- WHAT YOU ARE ASKED TO DO -
Select, from the data, each line where "React" occurs.

- INPUT -
* * * * * * *

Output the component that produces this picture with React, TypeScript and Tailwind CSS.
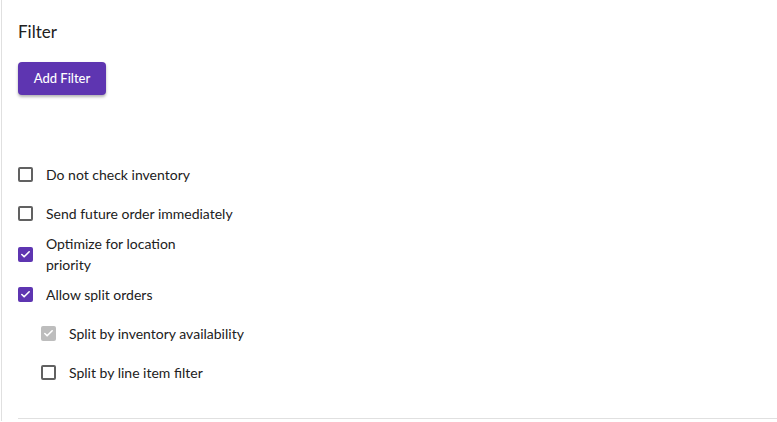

* * * * * * *

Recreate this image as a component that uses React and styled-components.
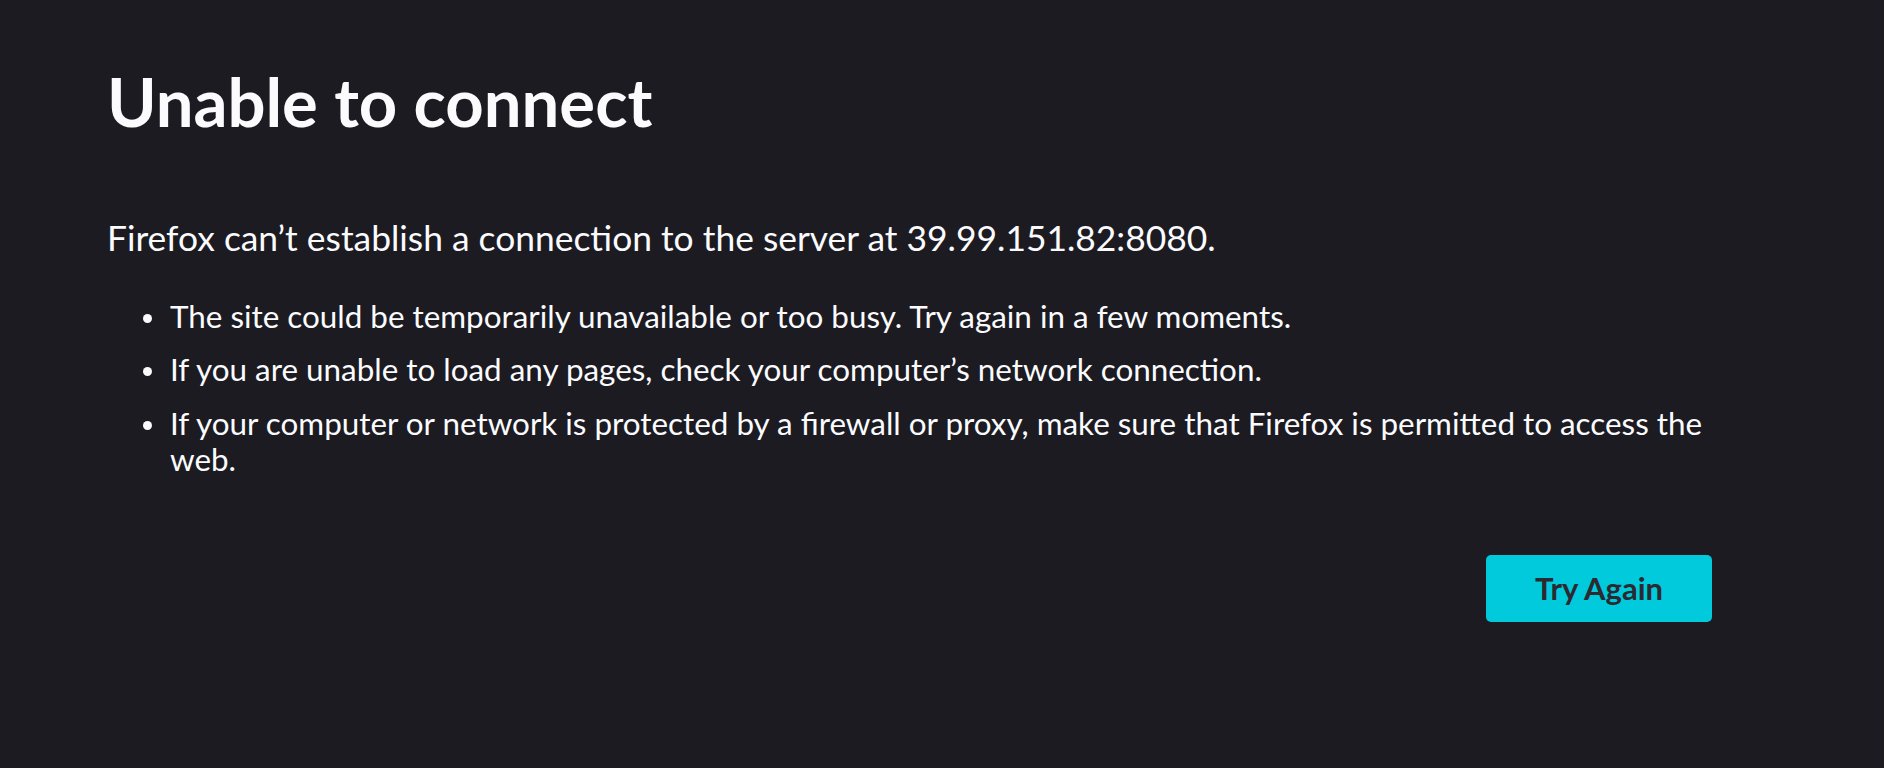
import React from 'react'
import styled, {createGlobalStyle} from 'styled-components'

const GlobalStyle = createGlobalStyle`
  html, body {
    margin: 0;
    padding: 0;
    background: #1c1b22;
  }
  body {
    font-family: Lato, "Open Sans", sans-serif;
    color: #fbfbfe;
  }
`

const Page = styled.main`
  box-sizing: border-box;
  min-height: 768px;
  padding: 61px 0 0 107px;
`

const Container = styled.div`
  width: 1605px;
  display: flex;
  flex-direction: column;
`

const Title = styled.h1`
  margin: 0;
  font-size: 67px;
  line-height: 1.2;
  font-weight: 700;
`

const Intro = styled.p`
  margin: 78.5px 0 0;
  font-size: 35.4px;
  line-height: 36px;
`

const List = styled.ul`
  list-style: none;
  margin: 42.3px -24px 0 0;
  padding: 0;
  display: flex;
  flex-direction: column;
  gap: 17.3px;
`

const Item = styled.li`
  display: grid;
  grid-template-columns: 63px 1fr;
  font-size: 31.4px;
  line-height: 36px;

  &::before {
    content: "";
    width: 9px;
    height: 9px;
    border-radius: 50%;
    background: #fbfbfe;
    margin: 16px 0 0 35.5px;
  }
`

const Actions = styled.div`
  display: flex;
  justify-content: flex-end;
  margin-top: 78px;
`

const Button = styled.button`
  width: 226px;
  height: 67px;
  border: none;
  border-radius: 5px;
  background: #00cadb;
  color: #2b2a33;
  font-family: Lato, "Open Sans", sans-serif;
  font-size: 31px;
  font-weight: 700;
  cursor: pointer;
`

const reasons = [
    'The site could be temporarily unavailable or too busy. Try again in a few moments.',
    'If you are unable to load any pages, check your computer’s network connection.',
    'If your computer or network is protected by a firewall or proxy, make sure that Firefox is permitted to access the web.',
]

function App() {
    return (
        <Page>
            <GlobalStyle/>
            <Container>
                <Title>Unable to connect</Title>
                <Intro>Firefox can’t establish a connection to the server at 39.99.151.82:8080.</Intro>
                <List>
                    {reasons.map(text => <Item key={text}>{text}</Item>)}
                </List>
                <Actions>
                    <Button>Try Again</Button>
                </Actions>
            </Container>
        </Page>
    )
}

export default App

* * * * * * *

- FINISHED TASK -
Output the component that produces this picture with React, TypeScript and Tailwind CSS.
Recreate this image as a component that uses React and styled-components.
import React from 'react'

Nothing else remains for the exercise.